For those uneducated on the subject, Gatsby tells the story of aspiring writer Nick Carraway (Tobey Maguire) who moves to New York to work on Wall Street and write the great American novel. Somewhere along the way, he gets caught up in the past and lifestyle of his very wealthy Jay Gatsby portrayed expertly by Leonardo Dicaprio. Caraway is also drawn into the quite literal affairs of his cousin Daisy, with whom he is in love, and her husband Tom Buchanan. He is thrown into all types of situations from small apartment parties with Tom’s lover, backroom gatherings with the rich and powerful, and Gatsby’s own legendary gatherings. For those familiar, the ending is represented expertly and beautifully. For everyone else, I won’t spoil it for you.

Baz Luhrmann paints a vivid picture of the roaring 20’s, even if it is inaccurate at times. Luhrmann has a way of making everything bright, colorful, and always grandiose. The images alone make this film worth watching. The stark contrast of bustling 1920’s New York and developing 1920’s New York makes for some interesting scenery.
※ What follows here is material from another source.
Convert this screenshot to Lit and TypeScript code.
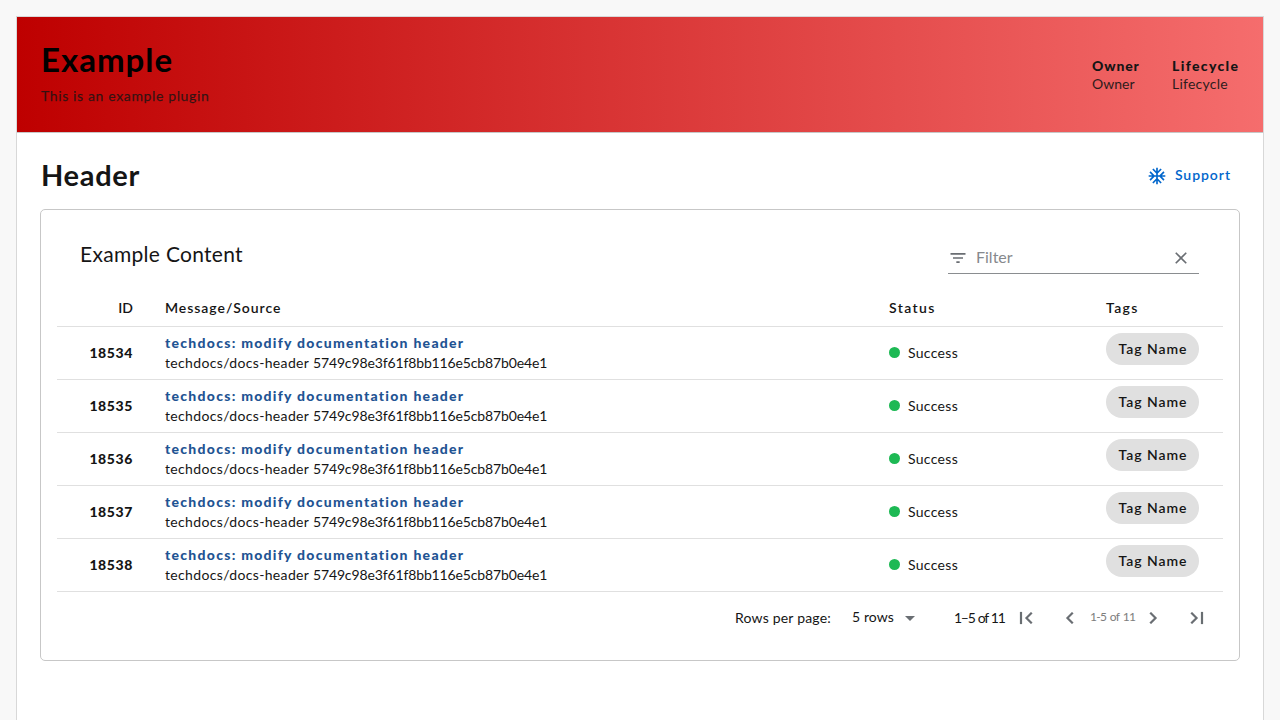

The music, which interestingly enough is mostly modern that being another signature of Luhrmanns, was produced and arranged mostly by hip hop veteran Shawn “Jay-z” Carter. The soundtrack does include quite a bit of music from the roaring 20’s, but also quite a bit of Jay-z’s music spanning most of his career. The imagery combined with an interesting soundtrack make this film a truly unique experience.

A good, solid script backed by a very strong ensemble cast make for a pleasent viewing experience. Baz Luhrmann paints an interesting and original picture here. This one is well worth your time and money.